Caption: "Rain falling and thunder roaring"

Caption: "Food frying with person narrating"

Caption: "Multiple adults speaking, and a child shouting in the background"

Dataset Creation Pipeline

Limitations

While our approach provided a solution to the lack of available dataset, it has some limitations. Synthetic images does not perfectly match the audio content and are sometimes unrecognizable. Furthermore, AudioCaps dataset contains mostly environmental sounds which due to their uniqueness may be hard to learn and generate for a simple model.

Nano4M

Once the dataset was fully tokenized, we trained our model using the nano4M architecture, which is based on a 4M. During training, we intentionally hide a subset of the input tokens across modalities and ask the model to predict them using the available context.

The diagram below illustrates this process. On the left, each input modality—image, audio, and text—is tokenized separately. Then, a fixed number of tokens are randomly selected as inputs to the Transformer encoder, while the remaining ones are treated as targets to be predicted by the decoder. This masked pre-training encourages the model to reason across modalities.

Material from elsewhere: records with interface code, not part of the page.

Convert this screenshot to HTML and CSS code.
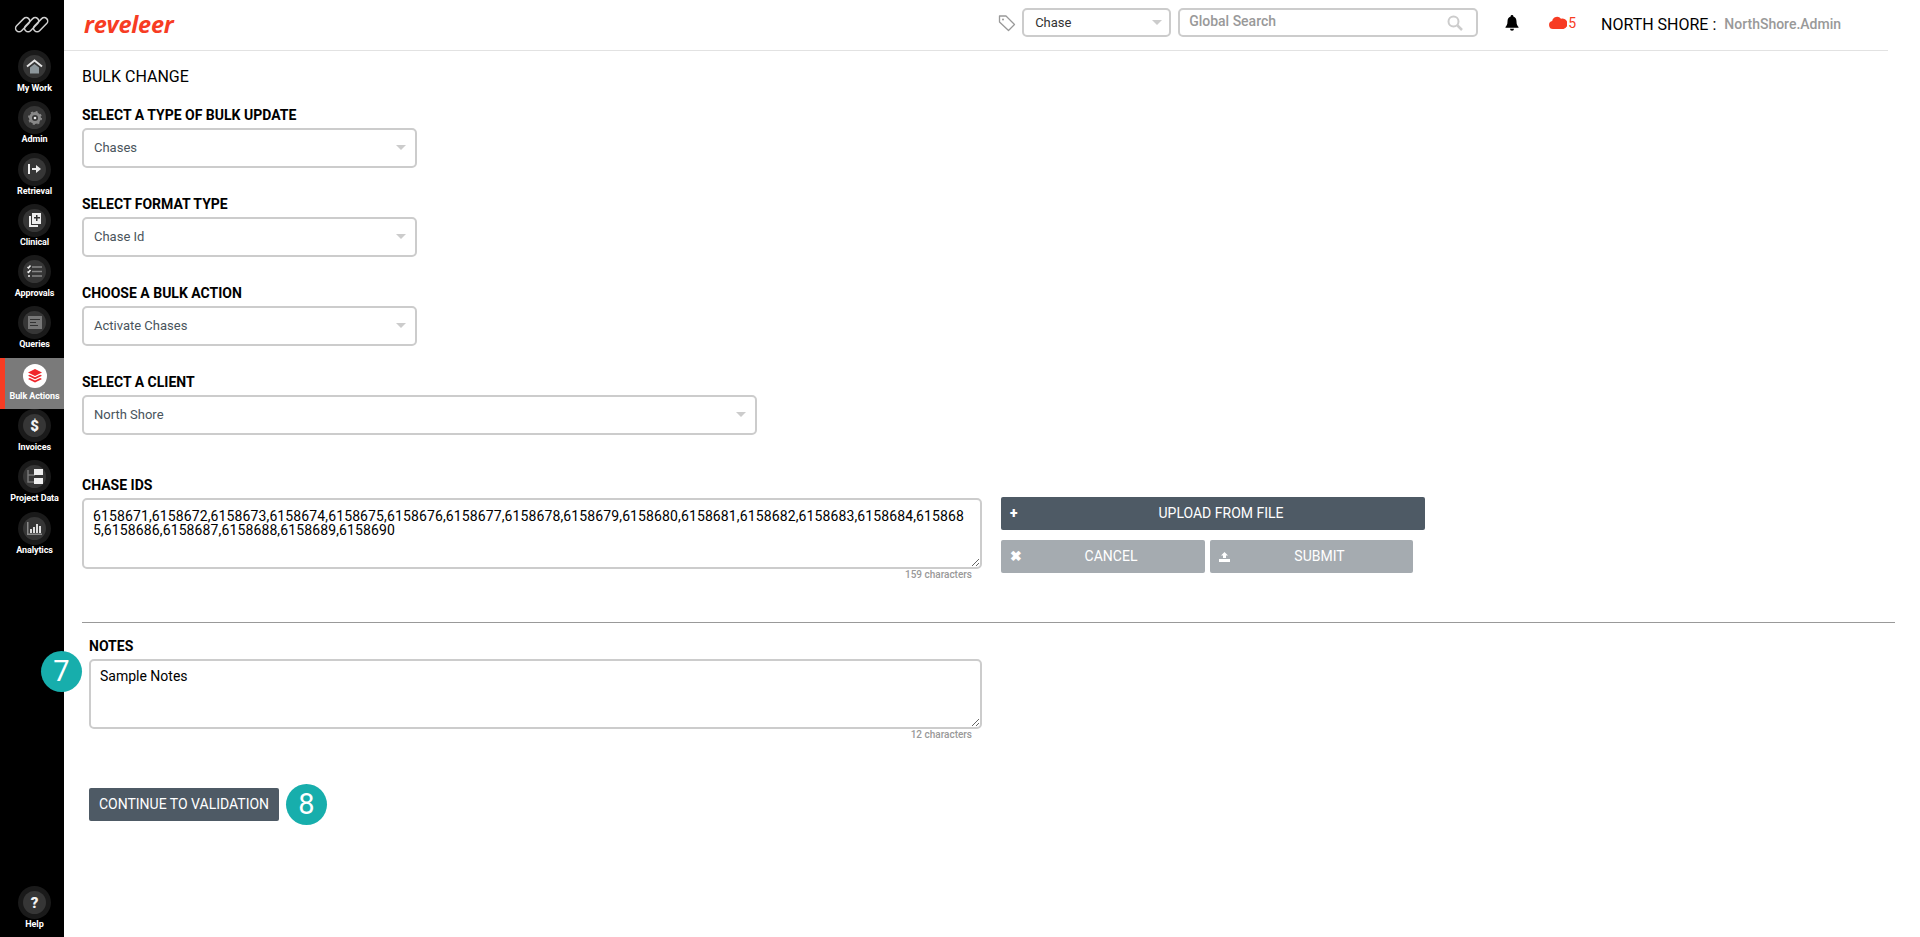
FILE: index.html
```html
<!DOCTYPE html>
<html lang="en">
<head>
<meta charset="utf-8">
<title>Bulk Change</title>
<link rel="stylesheet" href="styles.css">
</head>
<body>
<div class="app">
  <nav class="sidebar">
    <div class="logo">
      <svg width="36" height="18" viewBox="0 0 36 18" fill="none" stroke="#d0d0d0" stroke-width="1.5"><rect x="0.500" y="5" width="17" height="7" rx="3.500" transform="rotate(-45 9 9)"/><rect x="9.500" y="5" width="17" height="7" rx="3.500" transform="rotate(-45 18 9)"/><rect x="18.500" y="5" width="17" height="7" rx="3.500" transform="rotate(-45 27 9)"/></svg>
    </div>
    <a class="nav-item"><span class="nav-ring"><span class="nav-disc"><svg width="17" height="15" viewBox="0 0 17 15"><path d="M4 8.500L8.500 5 13 8.500V14.500H4z" fill="#8d979c"/><path d="M1 7.500L8.500 1.500 16 7.500" fill="none" stroke="#e4e4e4" stroke-width="2"/></svg></span></span><span class="nav-label">My Work</span></a>
    <a class="nav-item"><span class="nav-ring"><span class="nav-disc"><svg width="14" height="14" viewBox="0 0 14 14"><circle cx="7" cy="7" r="4.500" fill="none" stroke="#888" stroke-width="3"/><circle cx="7" cy="7" r="6" fill="none" stroke="#888" stroke-width="2" stroke-dasharray="2 2.700"/><circle cx="7" cy="7" r="1.300" fill="#eee"/></svg></span></span><span class="nav-label">Admin</span></a>
    <a class="nav-item"><span class="nav-ring"><span class="nav-disc"><svg width="14" height="12" viewBox="0 0 14 12" fill="#eee"><path d="M0 1h2v10H0z"/><path d="M4 5h4V2l5 4-5 4V7H4z"/></svg></span></span><span class="nav-label">Retrieval</span></a>
    <a class="nav-item"><span class="nav-ring"><span class="nav-disc"><svg width="14" height="16" viewBox="0 0 14 16" fill="#eee"><path d="M1 4h2v9h7v2H1z"/><path d="M4 1h9v11H4z"/><path d="M8 3h1.500v2H12v1.500H9.500V9H8V6.500H6V5h2z" fill="#333"/></svg></span></span><span class="nav-label">Clinical</span></a>
    <a class="nav-item"><span class="nav-ring"><span class="nav-disc"><svg width="15" height="13" viewBox="0 0 15 13" fill="none" stroke="#888" stroke-width="1.500"><path d="M5 2h10M5 6.500h10M5 11h10"/><path d="M.5 2l1 1 2-2.500M.5 6.500l1 1 2-2.500" stroke="#eee"/><circle cx="2" cy="11" r="1" fill="#eee" stroke="none"/></svg></span></span><span class="nav-label">Approvals</span></a>
    <a class="nav-item"><span class="nav-ring"><span class="nav-disc"><svg width="14" height="13" viewBox="0 0 14 13"><path d="M0 0h14v13H0z" fill="#777"/><path d="M2 3h10v1H2zM2 6h6v1H2zM2 9h8v1H2z" fill="#333"/></svg></span></span><span class="nav-label">Queries</span></a>
    <a class="nav-item is-active"><span class="nav-ring"><span class="nav-disc"><svg width="14" height="14" viewBox="0 0 14 14" fill="#f0262c"><path d="M7 0l7 3.500-7 3.500-7-3.500z"/><path d="M1.800 5.700L7 8.300l5.200-2.600L14 6.800 7 10.300 0 6.800z"/><path d="M1.800 9L7 11.600 12.200 9 14 10.100 7 13.600 0 10.100z"/></svg></span></span><span class="nav-label">Bulk Actions</span></a>
    <a class="nav-item"><span class="nav-ring"><span class="nav-disc nav-glyph">$</span></span><span class="nav-label">Invoices</span></a>
    <a class="nav-item"><span class="nav-ring"><span class="nav-disc"><svg width="16" height="15" viewBox="0 0 16 15" fill="none"><path d="M1 1v12h7M1 6h7" stroke="#777" stroke-width="1.500"/><path d="M7 0h9v6H7zM7 9h9v6H7z" fill="#eee"/></svg></span></span><span class="nav-label">Project Data</span></a>
    <a class="nav-item"><span class="nav-ring"><span class="nav-disc"><svg width="15" height="13" viewBox="0 0 15 13"><path d="M0 0h1.500v11.500H15V13H0z" fill="#888"/><path d="M3 7h2v4H3zM6 5h2v6H6zM9 2h2v9H9zM12 4h2v7h-2z" fill="#ddd"/></svg></span></span><span class="nav-label">Analytics</span></a>
    <a class="nav-item nav-help"><span class="nav-ring"><span class="nav-disc nav-glyph">?</span></span><span class="nav-label">Help</span></a>
  </nav>

  <div class="content">
    <header class="topbar">
      <div class="brand">reveleer</div>
      <div class="top-tools">
        <svg class="tag-icon" width="18" height="18" viewBox="0 0 18 18" fill="none" stroke="#999" stroke-width="1.300" stroke-linejoin="round"><path d="M1.500 2h6.500l8.500 8.500-6 6L1.500 8z"/><circle cx="5" cy="5.500" r="1" fill="#999" stroke="none"/></svg>
        <div class="select select-top"><span class="select-dark">Chase</span><i class="caret"></i></div>
        <div class="search"><span>Global Search</span><svg width="16" height="16" viewBox="0 0 16 16" fill="none" stroke="#ccc" stroke-width="2"><circle cx="6.500" cy="6.500" r="5"/><path d="M10.500 10.500L15 15" stroke-width="2.500"/></svg></div>
        <svg class="bell" width="14" height="16" viewBox="0 0 14 16" fill="#000"><path d="M7 0a1.300 1.300 0 0 1 1.300 1.500C10.500 2 11.500 4 11.500 6.500c0 3 .8 4 2 5.500v.8H.5V12c1.200-1.500 2-2.500 2-5.500C2.500 4 3.500 2 5.700 1.500A1.300 1.300 0 0 1 7 0z"/><path d="M5 13.800h4a2 2 0 0 1-4 0z"/></svg>
        <div class="alert"><svg width="18" height="13" viewBox="0 0 18 13" fill="#f73c23"><path d="M4 13a4 4 0 0 1-.8-7.900A5 5 0 0 1 12 2.700 4 4 0 0 1 14.500 13z"/></svg><span>5</span></div>
        <div class="account"><span class="org">NORTH SHORE :</span><span class="user">NorthShore.Admin</span></div>
      </div>
    </header>

    <main class="page">
      <h1 class="title">BULK CHANGE</h1>
      <div class="field"><label class="label">SELECT A TYPE OF BULK UPDATE</label><div class="select"><span>Chases</span><i class="caret"></i></div></div>
      <div class="field"><label class="label">SELECT FORMAT TYPE</label><div class="select"><span>Chase Id</span><i class="caret"></i></div></div>
      <div class="field"><label class="label">CHOOSE A BULK ACTION</label><div class="select"><span>Activate Chases</span><i class="caret"></i></div></div>
      <div class="field"><label class="label">SELECT A CLIENT</label><div class="select select-wide"><span>North Shore</span><i class="caret"></i></div></div>

      <div class="ids-row">
        <div class="text-field">
          <label class="label">CHASE IDS</label>
          <textarea class="area area-ids" readonly>6158671,6158672,6158673,6158674,6158675,6158676,6158677,6158678,6158679,6158680,6158681,6158682,6158683,6158684,6158685,6158686,6158687,6158688,6158689,6158690</textarea>
          <div class="count">159 characters</div>
        </div>
        <div class="actions">
          <button class="btn btn-dark btn-upload"><span class="btn-icon">+</span>UPLOAD FROM FILE</button>
          <div class="action-pair">
            <button class="btn btn-muted btn-cancel"><span class="btn-icon">✖</span>CANCEL</button>
            <button class="btn btn-muted btn-submit"><svg class="btn-svg" width="11" height="10" viewBox="0 0 11 10" fill="#fff"><path d="M5.500 0L9 3.500H7V6H4V3.500H2z"/><path d="M0 7h11v3H0z"/></svg>SUBMIT</button>
          </div>
        </div>
      </div>

      <hr class="rule">

      <div class="notes">
        <span class="marker marker-7">7</span>
        <div class="text-field text-field-notes">
          <label class="label">NOTES</label>
          <textarea class="area area-notes" readonly>Sample Notes</textarea>
          <div class="count">12 characters</div>
        </div>
      </div>

      <div class="continue-row">
        <button class="btn btn-dark btn-continue">CONTINUE TO VALIDATION</button>
        <span class="marker">8</span>
      </div>
    </main>
  </div>
</div>
</body>
</html>
```

FILE: styles.css
```css
* { box-sizing: border-box; }
html, body { margin: 0; height: 100%; }
body { font-family: Roboto, "Liberation Sans", sans-serif; background: #fff; color: #000; overflow: hidden; }
.app { display: flex; height: 937px; }

.sidebar { width: 64px; flex: none; background: #000; display: flex; flex-direction: column; align-items: stretch; }
.logo { height: 50px; padding-top: 16px; display: flex; justify-content: center; align-items: flex-start; }
.nav-item { height: 51.300px; padding-left: 5px; display: flex; flex-direction: column; align-items: center; color: #fff; }
.nav-ring { width: 33px; height: 33px; border-radius: 50%; background: #1a1a1a; display: flex; align-items: center; justify-content: center; flex: none; }
.nav-disc { width: 23px; height: 23px; border-radius: 50%; background: #363636; display: flex; align-items: center; justify-content: center; }
.nav-label { font-size: 9px; font-weight: 700; line-height: 11px; white-space: nowrap; letter-spacing: -0.100px; }
.nav-glyph { color: #f2f2f2; font-weight: 900; font-size: 15px; }
.nav-item.is-active { background: #7a7a7a; border-left: 5px solid #f73c23; padding-left: 0; justify-content: flex-end; padding-bottom: 7px; }
.is-active .nav-ring { background: transparent; width: 26px; height: 26px; }
.is-active .nav-disc { background: #fff; width: 24px; height: 24px; }
.is-active .nav-label { margin-top: 2px; }
.nav-help { margin-top: auto; height: 51px; }

.content { flex: 1; min-width: 0; display: flex; flex-direction: column; }
.topbar { height: 51px; margin-right: 32px; border-bottom: 1px solid #e2e2e2; display: flex; align-items: flex-start; justify-content: space-between; padding: 8px 0 0 20px; flex: none; }
.brand { font-family: "Open Sans", sans-serif; font-style: italic; font-weight: 700; font-size: 23.500px; letter-spacing: -0.200px; color: #f73c23; line-height: 1; margin-top: 5px; }
.top-tools { display: flex; align-items: center; padding-right: 47px; }
.tag-icon { margin-right: 6px; }
.select { width: 335px; height: 40px; border: 2px solid #ccc; border-radius: 5px; display: flex; align-items: center; justify-content: space-between; padding: 0 9px 2px 10px; font-size: 13px; color: #49545c; }
.select-wide { width: 675px; }
.select-top { width: 149px; height: 29px; padding: 0 7px 0 11px; font-size: 13px; color: #333; }
.select-dark { color: #333; }
.caret { width: 0; height: 0; border-left: 5px solid transparent; border-right: 5px solid transparent; border-top: 5px solid #ccc; }
.search { width: 300px; height: 29px; margin-left: 7px; border: 2px solid #ccc; border-radius: 5px; display: flex; align-items: center; justify-content: space-between; padding: 0 13px 3px 9px; font-size: 14px; font-weight: 500; color: #999; }
.search svg { margin-top: 3px; }
.bell { margin-left: 27px; }
.alert { margin-left: 30px; display: flex; align-items: center; color: #f73c23; font-size: 14px; }
.alert svg { margin-right: 1px; }
.account { margin-left: 25px; display: flex; align-items: center; width: 240px; padding-top: 3px; }
.org { font-size: 16px; white-space: nowrap; }
.user { font-size: 14px; font-weight: 500; color: #999; margin-left: 8px; white-space: nowrap; }

.page { flex: 1; padding: 0 25px 0 18px; display: flex; flex-direction: column; align-items: flex-start; }
.title { font-size: 16px; font-weight: 400; line-height: 20px; margin: 16px 0 0; }
.label { display: block; font-size: 14px; font-weight: 700; line-height: 16px; }
.field { margin-top: 10px; height: 79px; }
.field .select { margin-top: 5px; }
.title + .field { margin-top: 20px; }

.ids-row { margin-top: 24px; display: flex; align-items: flex-start; }
.text-field { width: 900px; position: relative; }
.text-field-notes { width: 893px; }
.area { display: block; width: 100%; height: 71px; margin-top: 5px; border: 2px solid #ccc; border-radius: 5px; padding: 9px 11px 6px 9px; font: 400 14px/14px Roboto, sans-serif; color: #000; outline: none; word-break: break-all; }
.area-ids { letter-spacing: 0.120px; }
.area-notes { height: 70px; padding-top: 8px; }
.count { font-size: 10px; font-weight: 500; line-height: 11px; color: #999; text-align: right; padding-right: 10px; }
.actions { margin: 20px 0 0 19px; }
.btn { border: 0; border-radius: 2px; color: #fff; font: 400 14px/33px Roboto, sans-serif; height: 33px; padding: 0; position: relative; display: block; text-align: center; }
.btn-dark { background: #4e5a65; }
.btn-muted { background: #a5abb0; }
.btn-upload { width: 424px; padding-left: 16px; }
.action-pair { display: flex; gap: 5px; margin-top: 10px; }
.btn-cancel { width: 204px; padding-left: 16px; }
.btn-submit { width: 203px; padding-left: 16px; }
.btn-icon { position: absolute; left: 9px; top: 0; font-size: 14px; font-weight: 900; }
.btn-svg { position: absolute; left: 9px; top: 12px; }

.rule { width: 1813px; margin: 42px 0 0; border: 0; border-top: 1px solid #999; }
.notes { margin: 15px 0 0 7px; position: relative; }
.marker { width: 41px; height: 41px; border-radius: 50%; background: #17aeac; color: #fff; font-size: 29px; line-height: 41px; text-align: center; flex: none; }
.marker-7 { position: absolute; left: -48px; top: 13px; z-index: 2; }
.continue-row { margin: 44px 0 0 7px; display: flex; align-items: center; gap: 7px; }
.btn-continue { width: 190px; padding: 0; }
```
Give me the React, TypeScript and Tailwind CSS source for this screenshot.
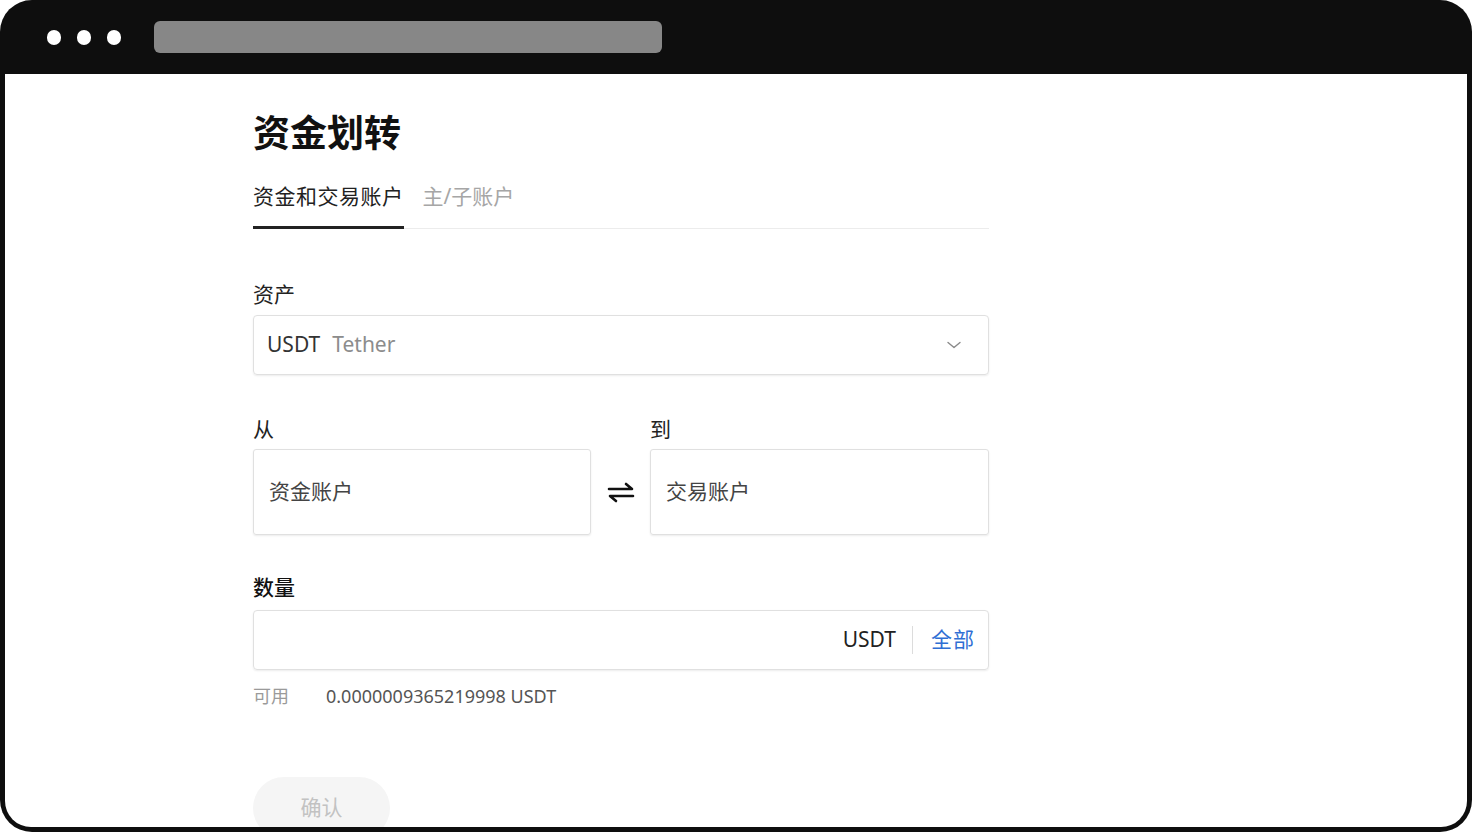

Nano4M multimodal architecture

This training strategy—visualized above—forces the model to reason across modalities to recover missing pieces. Whether it’s a missing sound, word, or image patch, the model must infer it using cues from the other modalities.

By repeating this process many times, the model learns to connect and understand how text, images, and audio relate to each other. This helps it build a shared representation of all three, and allows it to do things like generate sound from text, or use audio to help interpret an image.

As a result, we obtained a lightweight but versatile model that can perform basic reasoning across modalities. Our early experiments did not yield significant results. The synthetic images generated from captions lacked sufficient visual clarity, which limited the model's ability to learn meaningful cross-modal representations. Additionally, the audio modality introduced a critical challenge: token granularity. While text and image data can be effectively represented within 256 tokens, this token budget captures only a small fraction of the audio signal. For instance, 5 seconds of audio at 48kHz using EnCodec typically results in approximately 3,000 tokens. As a result, during training, only a small segment of the audio is used, which leads the model to learn to generate short bursts of noise rather than coherent audio sequences..

Below are some of the results we obtained during our evaluation:

RGB → Caption

Input Image

"Papericking, then"

Caption → RGB

Output Image

"Someone crumples paper."

Audio → RGB

Output Image

Architecture modifications

In order to improve the performance of the base line model, we experimented with two architectural modifications: Muon Optimizer and Rotary Positional Embeddings.

Muon Optimizer

Muon is an optimizer that works alongside AdamW, designed to improve convergence speed. It works only on parameters that are 2D or higher, all other parameters are optimized by AdamW. We used the implementation from Keller Jordan.

We trained nano4M with Muon on the Clever multimodal dataset, and achieved a validation Loss of 3.51, slightly outperforming the baseline AdamW model which achieved a validation loss of 3.53.

Rotary Positional Embeddings

Rotary Positional Embeddings (RoPE) encodes both absolute and relative positional information by applying a rotation to the query and key vectors in the attention blocks. They have been shown to improve the model's ability to capture long-range dependencies and relative positions in sequences. We used the implementation from torchtune.

We trained nano4M with RoPE1D and RoPE2D on the Clever multimodal dataset. The RoPE1D model achieved a validation loss of 4.29, which is significantly worse than the baseline sine-cosine positional embeddings (3.53), likely due to the dataset containing mostly 2D modalities. The RoPE2D model, achieved a validation loss of 3.63, which is slightly worse than the baseline, likey due to the sequence length (256) being too short to fully benefit from RoPE encoding.

Conclusion & Limitations

In this work, we explored the feasibility of integrating an audio modality into nano4M, a lightweight multimodal architecture, using a fully synthetic dataset constructed from AudioCaps. Our objective was to enable joint training across text, image, and audio modalities within a unified framework.

Throughout our experiments, we encountered several key challenges:

  • Synthetic Image Quality: The images generated from text captions lacked sufficient visual fidelity, limiting the model's ability to learn robust cross-modal representations. While higher-quality generative tools could mitigate this issue, our exploration was constrained by limited computational resources and time.
  • Audio Tokenization: We implemented a VQ-VAE-based tokenizer and observed promising reconstruction results. However, performance remains bounded by the scale and diversity of the training dataset. Expanding the dataset and including more varied acoustic conditions could significantly improve audio representation quality.
  • Token Granularity Mismatch: A core limitation lies in the significant disparity between token sequence lengths across modalities. While text and image can typically be represented with fewer than 256 tokens, even short audio clips (e.g., 5 seconds at 48kHz using EnCodec) result in thousands of tokens. This restricts the effective use of audio data during training and hampers the model’s ability to learn meaningful cross-modal mappings. Addressing this granularity mismatch remains a key direction for future work.

Overall, our results highlight both the potential and the challenges of extending lightweight multimodal architectures to include audio. This initial study lays the groundwork for more scalable and expressive models that can fully exploit audio as a first-class modality.